I like TLS (Metropolis) because it is doing what it’s supposed to do (I guess that’s why everyone is calling it utilitarian). It has lots of space for advertising, it lights up the square with its mega backlit ads and LED. It’s huge and creates a nice street wall along Dundas and a border to the Square. Honestly this building was never intended to be an architectural masterpiece, it was meant to be a big building covered in ads. In that there is no failure to be found. Could the ads have been more dynamic, yeah I guess. But then it could always happen. If a true masterpiece would have been created how would everyone have felt about it then being plastered in ads?

Metropolis is what it is. And it does what it does.

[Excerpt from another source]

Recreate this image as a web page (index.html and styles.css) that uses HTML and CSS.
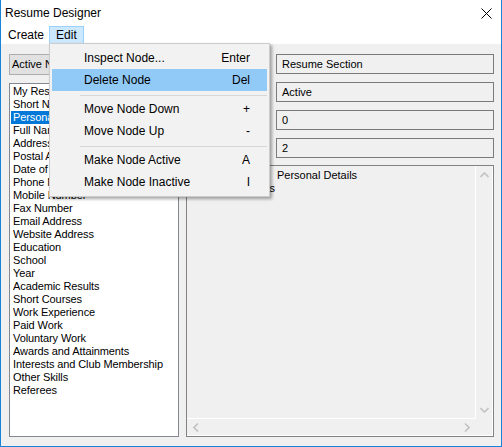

The only fault lies in Pen Equity for taking so long to build the thing and the city for allowing them to dilly dally……
 
No more white ads PLEASE!
I hope that the centre ad is one big advertisement, and not several, which it likely will be.
Time to now start adding "frills" to the top. This sucker needs a crown make it's tackyness over the top.
 
If you Google the words "PenEquity" and "Metropolis" this thread is the 20th page in their page ranking system. If you Google the words "PenEquity" and "Toronto Life Square" this thread is the 19th in their page ranking system. Too bad it wasn't a bit higher, but that still makes me happy. Moreover, a lot of the stuff that comes up before this thread (in Google) is other articles and blogs critical of the place.
 
I understand the city is just starting to get the design review process started but since the project isn't fully completed yet, there should be some pressure from the city on Pen Equity. If they have the power now to affect the plans for Aura down the street, they should at least be able to pressure Pen Equity to improve the project. It really is a shame that a developer didn't want to push the boundaries in terms of advertising. Imagine the whole side of the building was made up of glass and LED lighting in which advertisers could play movies or animations. For special moments we could give artists access to it to display art on a huge scale. Imagine something like the Nasdaq ticker but 5 times bigger! People would come around the world to see this massive art screen.

Something like the Kunsthaus in Graz Austria but with more density to make it advertising friendly

Kunsthaus-Graz-Nacht-Medienfassade.jpg
 
No more white ads PLEASE!
I hope that the centre ad is one big advertisement, and not several, which it likely will be.
Time to now start adding "frills" to the top. This sucker needs a crown make it's tackyness over the top.

That's the cheese that may have been cheapened (read, eliminated). I hope I'm wrong.
 
Not allowed? They have never asked the city.

While its easy to blame the city for this, they did not build it or design it. The architects, who actually went to school and were granted a license to build buildings, have a professional and moral (not to mention aesthetic) duty to build structures that are not 'galactic coal carriers.' There should be a review committee for their licenses.
 
Not allowed? They have never asked the city.

While its easy to blame the city for this, they did not build it or design it. The architects, who actually went to school and were granted a license to build buildings, have a professional and moral (not to mention aesthetic) duty to build structures that are not 'galactic coal carriers.' There should be a review committee for their licenses.

They probably would have done it had they been allowed. The city required that most of the ads be on the south face.